Homer Lusk Collyer (November 6, 1881 – March 21, 1947) and Langley Wakeman Collyer (October 3, 1885 – c. March 9, 1947), were two American brothers who became famous because of their bizarre natures and compulsive hoarding. For decades, the two lived in seclusion in their Harlem brownstone at 2078 Fifth Avenue (at the corner of 128th Street) where they obsessively collected books, furniture, musical instruments, and many other items, with booby traps set up in corridors and doorways to ensnare intruders.
• Both Homer and Langley attended Columbia University, Homer obtained a degree in admiralty law, while Langley studied engineering and chemistry. Langley was also an accomplished concert pianist; he played professionally for a time and performed at Carnegie Hall.
• After their parents' deaths, the Collyer brothers continued to live together in the Harlem brownstone they inherited from their mother. They socialized and left their home on a regular basis. Homer continued to practice law while Langley worked as a piano dealer. Both also taught Sunday school at the Trinity Church. In 1933, Homer lost his eyesight due to haemorrhages in the back of his eyes. Langley quit his job to care for his brother and the two began to withdraw from society. As time progressed, the brothers became fearful due to changes in the neighbourhood; the largely upper-class area experienced the effects of the Great Depression as poverty and subsequent crime increased.
• When later asked why the two chose to shut themselves off from the world, Langley Collyer replied, "We don't want to be bothered." As rumours about the brothers' unconventional lifestyle spread throughout Harlem, crowds began to congregate outside their home. The attention caused the brothers' fears to increase along with their eccentricities. After teenagers threw rocks at their windows they boarded them up and wired the doors shut. After a number of attempted burglaries due to unfounded rumours that the brothers' home contained valuables and large sums of money, Langley set about using his engineering skills to set up booby traps and tunnels among the collection of items and trash that filled the house. The house soon became a maze of boxes, complicated tunnel systems consisting of junk and trash rigged with trip wires. Homer and Langley Collyer lived in "nests" created amongst the debris that was piled to the ceiling.
• On March 21, 1947, an anonymous tipster who identified himself only as "Charles Smith" phoned the 122nd Police Precinct and insisted there was a dead body in the house. The caller claimed that the smell of decomposition was emanating from the house.
• After five hours of digging, Homer Collyer's body was found in an alcove surrounded by filled boxes and newspapers that were piled to the ceiling. The medical examiner confirmed Homer's identity and said that the elder brother had been dead for approximately ten hours According to the medical examiner, Homer died from starvation and heart disease.

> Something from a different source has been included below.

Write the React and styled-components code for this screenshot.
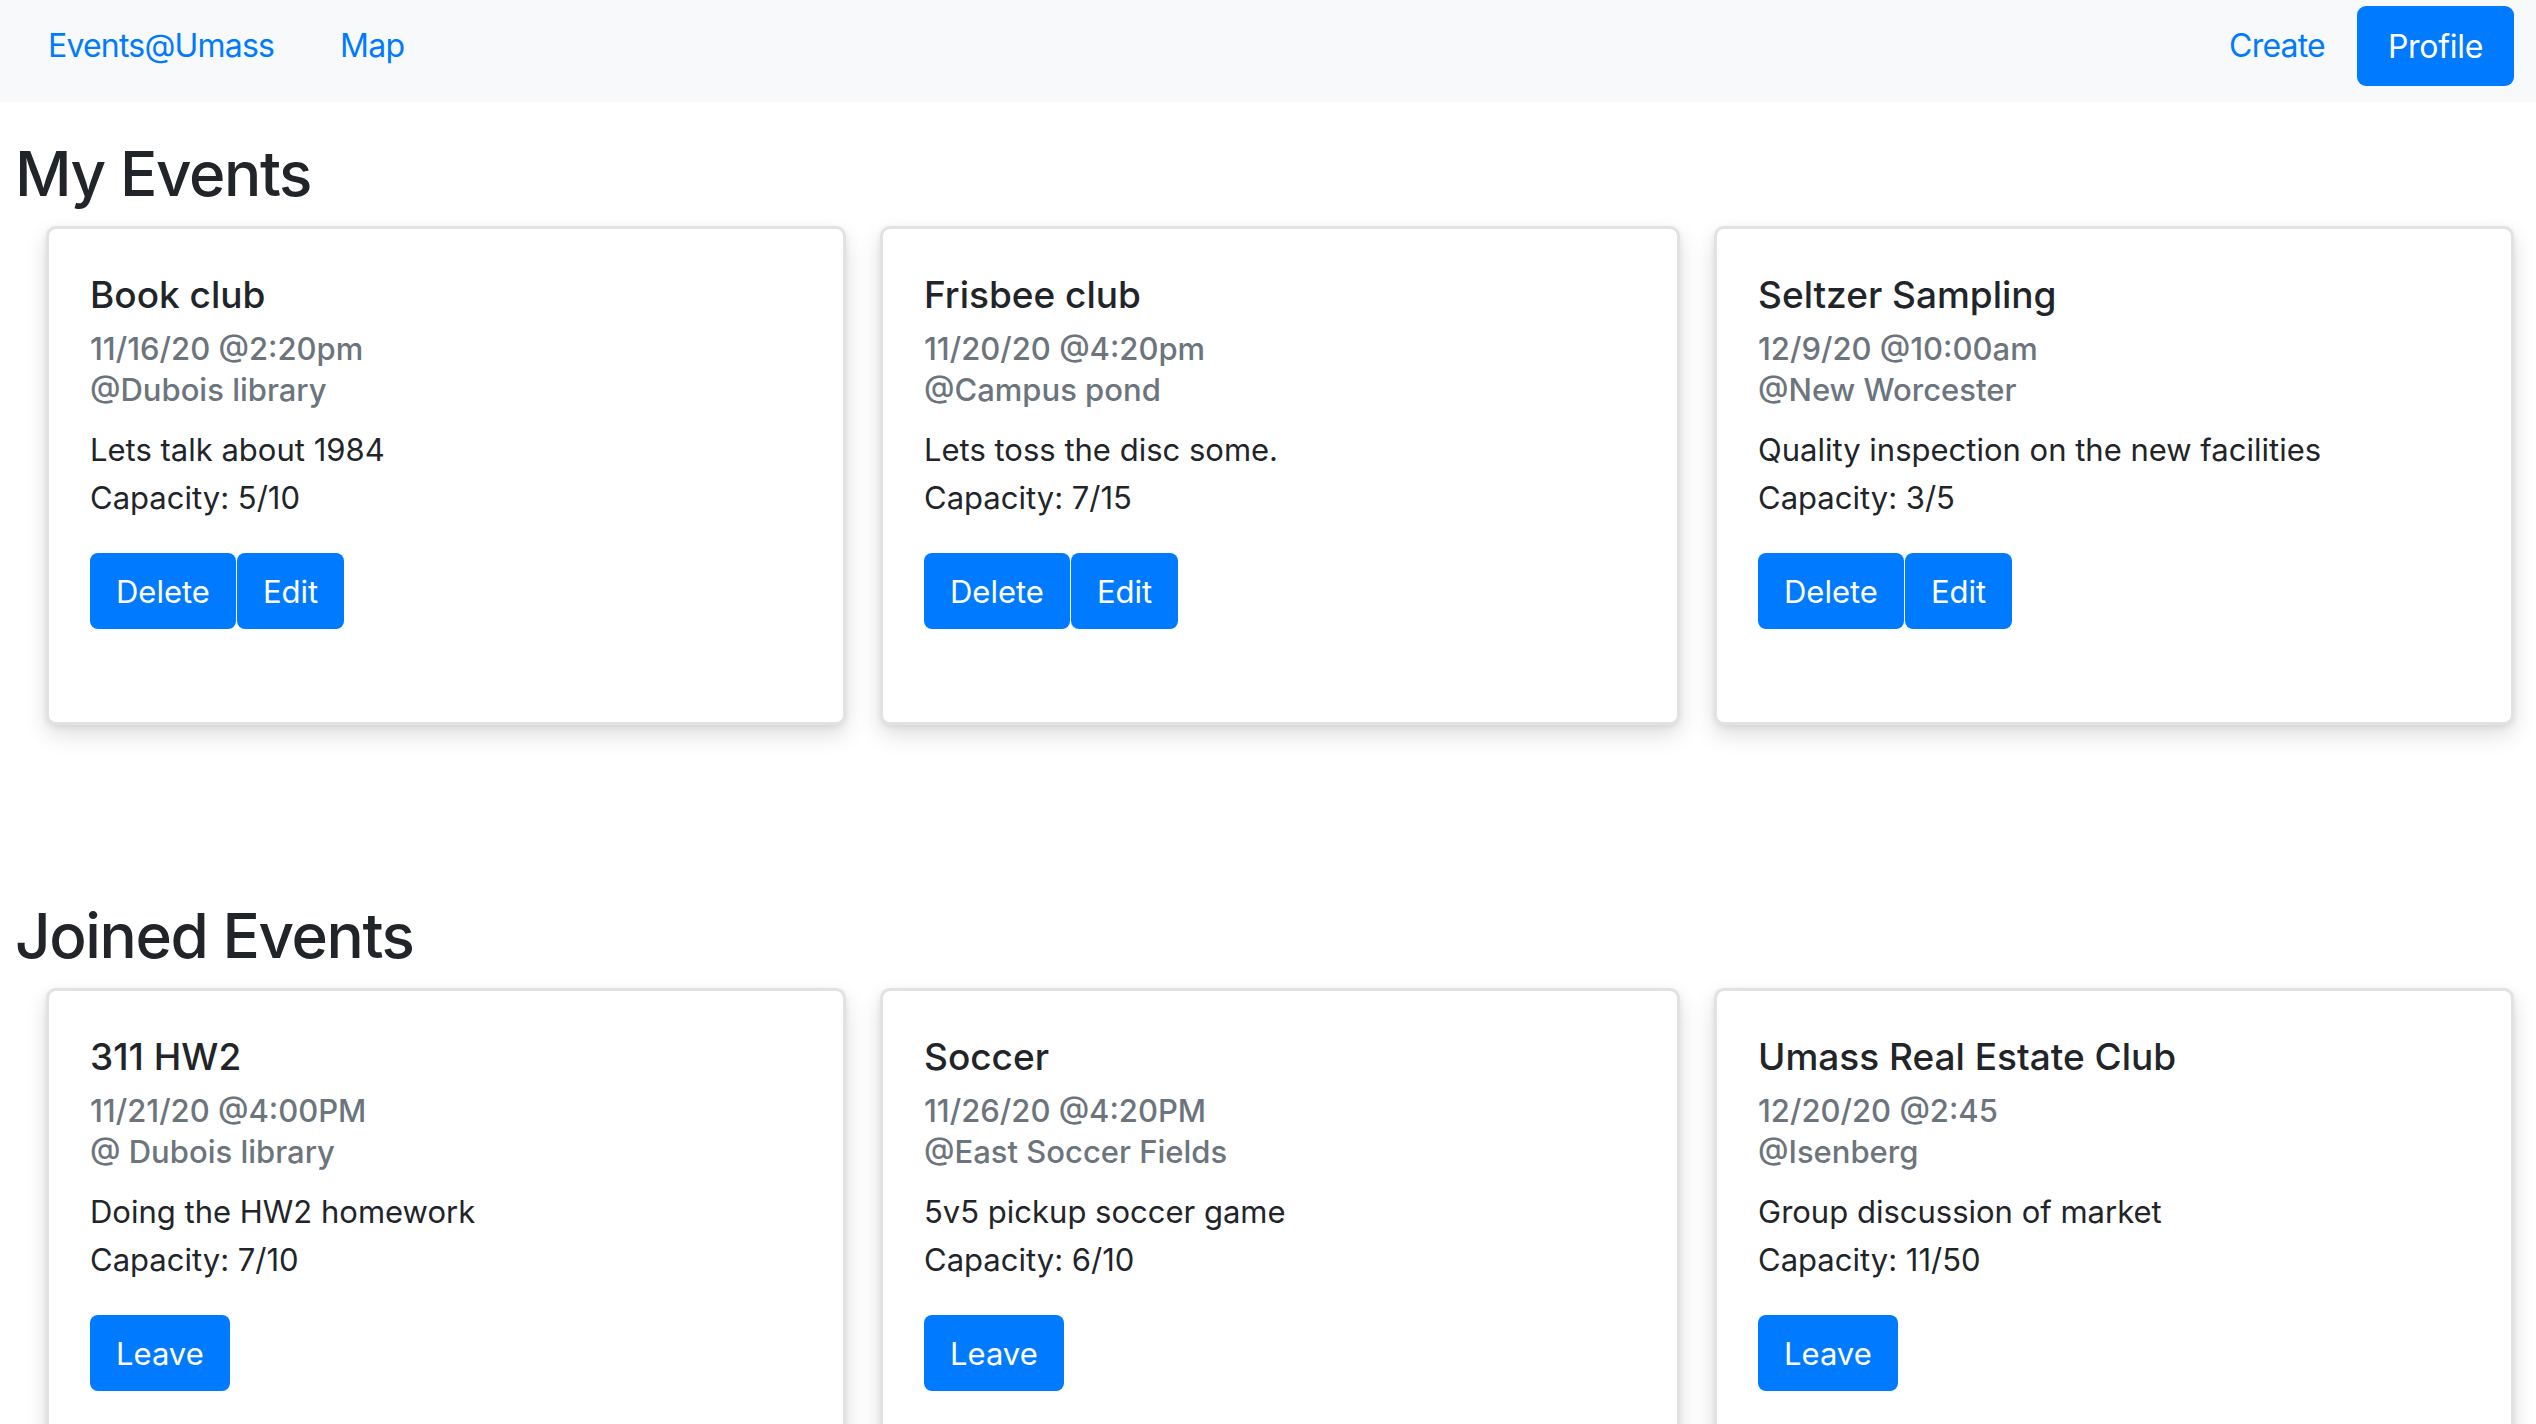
import React from 'react'
import styled, { createGlobalStyle } from 'styled-components'

const GlobalStyle = createGlobalStyle`
    *{
        box-sizing:border-box;
    }
    html,body{
        margin:0;
        padding:0;
        background:#fff;
        font-family:Inter, "Noto Sans", sans-serif;
        color:#212529;
    }
`

const myEvents = [
    { title: 'Book club', date: '11/16/20 @2:20pm', place: '@Dubois library', text: 'Lets talk about 1984', capacity: '5/10' },
    { title: 'Frisbee club', date: '11/20/20 @4:20pm', place: '@Campus pond', text: 'Lets toss the disc some.', capacity: '7/15' },
    { title: 'Seltzer Sampling', date: '12/9/20 @10:00am', place: '@New Worcester', text: 'Quality inspection on the new facilities', capacity: '3/5' },
]

const joinedEvents = [
    { title: '311 HW2', date: '11/21/20 @4:00PM', place: '@ Dubois library', text: 'Doing the HW2 homework', capacity: '7/10' },
    { title: 'Soccer', date: '11/26/20 @4:20PM', place: '@East Soccer Fields', text: '5v5 pickup soccer game', capacity: '6/10' },
    { title: 'Umass Real Estate Club', date: '12/20/20 @2:45', place: '@Isenberg', text: 'Group discussion of market', capacity: '11/50' },
]

function EventCard({ event, owner }) {
    return (
        <Card>
            <CardTitle>{event.title}</CardTitle>
            <SubTitle>{event.date}</SubTitle>
            <SubTitle>{event.place}</SubTitle>
            <CardText>
                <Line>{event.text}</Line>
                <Line>Capacity: {event.capacity}</Line>
            </CardText>
            <Buttons>
                {owner ? (
                    <>
                        <Button>Delete</Button>
                        <Button>Edit</Button>
                    </>
                ) : (
                    <Button>Leave</Button>
                )}
            </Buttons>
        </Card>
    )
}

function App() {
    return (
        <Page>
            <GlobalStyle />
            <NavBar>
                <NavGroup>
                    <NavLink href='#'>Events@Umass</NavLink>
                    <NavLink href='#'>Map</NavLink>
                </NavGroup>
                <NavGroup right>
                    <NavLink href='#'>Create</NavLink>
                    <ProfileButton>Profile</ProfileButton>
                </NavGroup>
            </NavBar>

            <Heading>My Events</Heading>
            <CardRow>
                {myEvents.map((e) => <EventCard key={e.title} event={e} owner />)}
            </CardRow>

            <Heading second>Joined Events</Heading>
            <CardRow>
                {joinedEvents.map((e) => <EventCard key={e.title} event={e} />)}
            </CardRow>
        </Page>
    )
}

export default App

const Page = styled.div`
    height:100vh;
    overflow:hidden;
`

const NavBar = styled.nav`
    height:102px;
    background-color:#f8f9fa;
    display:flex;
    align-items:flex-start;
    justify-content:space-between;
    padding:6px 22px 0 48px;
`

const NavGroup = styled.div`
    height:80px;
    display:flex;
    align-items:center;
    gap:${(p) => (p.right ? '32px' : '66px')};
`

const NavLink = styled.a`
    color:#007bff;
    text-decoration:none;
    font-size:32px;
    letter-spacing:-0.8px;
    line-height:48px;
`

const ProfileButton = styled.button`
    height:80px;
    padding:0 31px;
    border:none;
    border-radius:9px;
    background-color:#007bff;
    color:#fff;
    font-family:inherit;
    font-size:32px;
    letter-spacing:-0.3px;
    cursor:pointer;
`

const Heading = styled.h2`
    margin:${(p) => (p.second ? '172px' : '33px')} 0 14px;
    padding-left:15px;
    font-size:62px;
    font-weight:500;
    letter-spacing:-1.4px;
    line-height:77px;
`

const CardRow = styled.div`
    display:grid;
    grid-template-columns:repeat(3, 800px);
    gap:34px;
    padding-left:46px;
`

const Card = styled.div`
    height:499px;
    background:#fff;
    border:3px solid #e2e2e2;
    border-radius:10px;
    padding:44px 39px 43px 41px;
    box-shadow:0 10px 22px rgba(0,0,0,0.13), 0 2px 6px rgba(0,0,0,0.08);
`

const CardTitle = styled.h5`
    margin:0 0 11px;
    font-size:37px;
    font-weight:500;
    line-height:44px;
`

const SubTitle = styled.h6`
    margin:0;
    color:#6c757d;
    font-size:31px;
    font-weight:500;
    line-height:41px;
`

const CardText = styled.div`
    margin-top:16px;
    font-size:31px;
    line-height:47.5px;
`

const Line = styled.div``

const Buttons = styled.div`
    display:flex;
    gap:1px;
    margin-top:32px;
`

const Button = styled.button`
    height:76px;
    padding:0 26px;
    border:none;
    border-radius:8px;
    background-color:#007bff;
    color:#fff;
    font-family:inherit;
    font-size:31px;
    cursor:pointer;
`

• On March 30, false rumours circulated that Langley had been seen aboard a bus heading for Atlantic City. A manhunt along the New Jersey shore turned up nothing. Reports of Langley sightings led police to a total of nine states.
• (At this point could interject and ask colleagues where they think the brother might be?)

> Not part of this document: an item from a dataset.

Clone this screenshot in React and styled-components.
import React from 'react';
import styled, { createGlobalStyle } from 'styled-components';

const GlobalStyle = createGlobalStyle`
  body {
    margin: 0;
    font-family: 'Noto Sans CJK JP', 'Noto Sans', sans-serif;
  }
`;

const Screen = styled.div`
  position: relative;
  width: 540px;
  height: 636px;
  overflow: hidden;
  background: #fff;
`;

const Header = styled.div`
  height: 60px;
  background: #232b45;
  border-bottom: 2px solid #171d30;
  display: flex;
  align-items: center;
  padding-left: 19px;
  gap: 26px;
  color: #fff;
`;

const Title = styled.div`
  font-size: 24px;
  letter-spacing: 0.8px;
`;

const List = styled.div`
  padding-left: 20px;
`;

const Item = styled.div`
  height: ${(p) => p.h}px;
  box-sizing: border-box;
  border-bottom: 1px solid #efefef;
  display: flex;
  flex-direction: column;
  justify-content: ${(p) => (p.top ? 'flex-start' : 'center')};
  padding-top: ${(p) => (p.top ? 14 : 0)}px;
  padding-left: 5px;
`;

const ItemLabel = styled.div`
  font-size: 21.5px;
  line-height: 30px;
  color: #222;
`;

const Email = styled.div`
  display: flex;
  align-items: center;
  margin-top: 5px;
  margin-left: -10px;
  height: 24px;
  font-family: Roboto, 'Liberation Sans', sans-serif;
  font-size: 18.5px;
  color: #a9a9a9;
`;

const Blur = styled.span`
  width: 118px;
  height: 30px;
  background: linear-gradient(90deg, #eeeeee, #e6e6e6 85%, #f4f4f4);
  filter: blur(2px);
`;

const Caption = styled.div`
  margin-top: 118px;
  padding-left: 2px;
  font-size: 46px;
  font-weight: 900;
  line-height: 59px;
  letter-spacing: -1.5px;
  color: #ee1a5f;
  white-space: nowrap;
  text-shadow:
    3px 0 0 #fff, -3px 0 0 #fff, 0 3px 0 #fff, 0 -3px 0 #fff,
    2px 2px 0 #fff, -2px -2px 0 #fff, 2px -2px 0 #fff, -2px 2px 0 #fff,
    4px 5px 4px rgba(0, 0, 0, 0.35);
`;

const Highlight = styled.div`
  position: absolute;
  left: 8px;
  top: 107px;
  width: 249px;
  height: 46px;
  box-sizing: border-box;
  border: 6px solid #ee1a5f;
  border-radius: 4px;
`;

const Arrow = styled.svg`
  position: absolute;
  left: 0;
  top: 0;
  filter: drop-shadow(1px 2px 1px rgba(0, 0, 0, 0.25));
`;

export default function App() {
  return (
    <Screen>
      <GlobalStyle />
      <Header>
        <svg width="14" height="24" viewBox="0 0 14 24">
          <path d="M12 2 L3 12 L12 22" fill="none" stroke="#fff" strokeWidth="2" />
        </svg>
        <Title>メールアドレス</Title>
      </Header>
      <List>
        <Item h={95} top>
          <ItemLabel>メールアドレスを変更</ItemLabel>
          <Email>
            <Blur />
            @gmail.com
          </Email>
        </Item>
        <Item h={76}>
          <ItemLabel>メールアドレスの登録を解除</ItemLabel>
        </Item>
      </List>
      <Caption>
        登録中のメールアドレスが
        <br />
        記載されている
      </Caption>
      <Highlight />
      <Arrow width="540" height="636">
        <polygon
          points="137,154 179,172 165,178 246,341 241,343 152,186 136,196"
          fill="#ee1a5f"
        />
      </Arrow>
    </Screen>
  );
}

• On April 8, 1947, a workman found the body of Langley Collyer ten feet from where Homer had died Langley was found in a two-foot (60 cm) wide tunnel lined with rusty bed springs and a chest of drawers. His decomposing body, which was the actual source of the smell reported by the anonymous tipster, had been partially eaten by rats and was covered by a suitcase, bundles of newspapers and three metal bread boxes. The medical examiner determined that Langley had died around March 9th. Police theorized that Langley was crawling through the tunnel to bring food to his paralyzed brother when he inadvertently tripped a booby trap he had created and was crushed by debris. His cause of death was attributed to asphyxiation.

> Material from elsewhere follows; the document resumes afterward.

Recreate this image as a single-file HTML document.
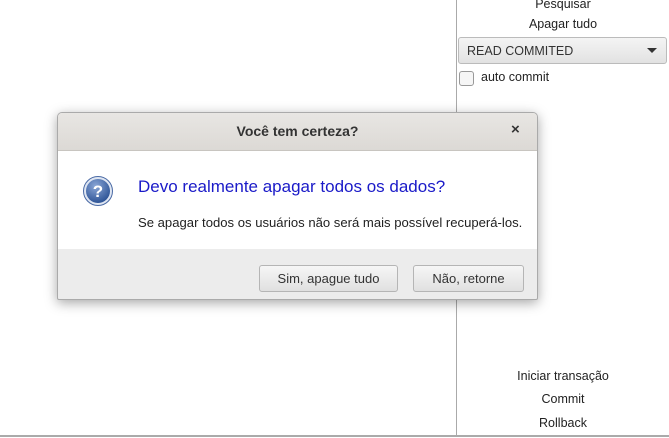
<!DOCTYPE html>
<html><head><meta charset="utf-8"><style>
body{margin:0;width:669px;height:438px;background:#fff;position:relative;overflow:hidden;font-family:"Liberation Sans","DejaVu Sans",sans-serif;font-size:12.5px;color:#222}
.a{position:absolute}
.c{text-align:center;width:212px;left:457px}
</style></head><body>
<div class="a" style="left:456px;top:0;width:1px;height:436px;background:#aaa"></div>
<div class="a" style="left:0;top:435px;width:669px;height:2px;background:#aaa"></div>
<div class="a c" style="top:-3px">Pesquisar</div>
<div class="a c" style="top:17px">Apagar tudo</div>
<div class="a" style="left:458px;top:37px;width:209px;height:27px;border:1px solid #bbb;border-radius:3px;background:linear-gradient(#f4f4f4,#e2e2e2);box-sizing:border-box"></div>
<div class="a" style="left:467px;top:44px;color:#333">READ COMMITED</div>
<div class="a" style="left:647px;top:48px;width:0;height:0;border-left:5px solid transparent;border-right:5px solid transparent;border-top:5px solid #333"></div>
<div class="a" style="left:459px;top:71px;width:13px;height:13px;border:1px solid #999;border-radius:3px;background:#f6f6f6"></div>
<div class="a" style="left:481px;top:70px">auto commit</div>
<div class="a c" style="top:369px">Iniciar transação</div>
<div class="a c" style="top:392px">Commit</div>
<div class="a c" style="top:416px">Rollback</div>

<div class="a" style="left:57px;top:112px;width:481px;height:188px;border:1px solid #aaa;border-radius:5px 5px 2px 2px;box-shadow:0 3px 12px rgba(0,0,0,.35);overflow:hidden;box-sizing:border-box;background:#ececec">
 <div class="a" style="left:0;top:0;width:100%;height:37px;background:linear-gradient(#e8e6e3,#dcd9d5);border-bottom:1px solid #c8c5c0"></div>
 <div class="a" style="left:0;top:10px;width:100%;text-align:center;font-weight:bold;font-size:14px;color:#333">Você tem certeza?</div>
 <div class="a" style="left:453px;top:8px;font-weight:bold;font-size:15px;color:#333">×</div>
 <div class="a" style="left:0;top:38px;width:100%;height:98px;background:#fff"></div>
 <svg class="a" style="left:24px;top:62px" width="32" height="32" viewBox="0 0 32 32"><defs><radialGradient id="g" cx="40%" cy="30%" r="70%"><stop offset="0" stop-color="#8aa6d6"/><stop offset="1" stop-color="#2f5597"/></radialGradient></defs><circle cx="16" cy="16" r="14.5" fill="#dfe6f2" stroke="#4a6aa5" stroke-width="1"/><circle cx="16" cy="16" r="12" fill="url(#g)"/><text x="16" y="22" text-anchor="middle" font-family="Liberation Sans" font-weight="bold" font-size="17" fill="#fff">?</text></svg>
 <div class="a" style="left:80px;top:64px;font-size:17px;color:#1a1ac8">Devo realmente apagar todos os dados?</div>
 <div class="a" style="left:80px;top:102px;font-size:13.1px;color:#222">Se apagar todos os usuários não será mais possível recuperá-los.</div>
 <div class="a" style="left:201px;top:152px;width:139px;height:27px;border:1px solid #b5b5b5;border-radius:3px;background:linear-gradient(#f6f6f6,#e0e0e0);box-sizing:border-box;text-align:center;line-height:25px;font-size:13px;color:#333">Sim, apague tudo</div>
 <div class="a" style="left:355px;top:152px;width:111px;height:27px;border:1px solid #b5b5b5;border-radius:3px;background:linear-gradient(#f6f6f6,#e0e0e0);box-sizing:border-box;text-align:center;line-height:25px;font-size:13px;color:#333">Não, retorne</div>
</div>
</body></html>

• Police and workmen removed approximately 120 tons of debris and junk from the Collyer brownstone Items were removed from the house such as baby carriages, a doll carriage, rusted bicycles, old food, potato peelers, a collection of guns, glass chandeliers, bowling balls, camera equipment, the folding top of a horse-drawn carriage, a sawhorse, three dressmaking dummies, painted portraits, photos of pinup girls from the early 1900s, plaster busts, Mrs. Collyer's hope chests, rusty bed springs, the kerosene stove, a child's chair (the brothers were lifelong bachelors and childless), more than 25,000 books (including thousands about medicine and engineering and more than 2,500 on law), human organs pickled in jars,] eight live cats, the chassis of the old Model T with which Langley had been tinkering, tapestries, hundreds of yards of unused silks and other fabrics, clocks, fourteen pianos (both grand and upright), a clavichord, two organs, banjos, violins, bugles, accordions, a gramophone and records, and countless bundles of newspapers and magazines, some of them decades old, and thousands of bottles and tin cans and a great deal of garbage. Near the spot where Homer had died, police also found 34 bank account passbooks, with a total of $3,007 (about $36,366 as of 2015).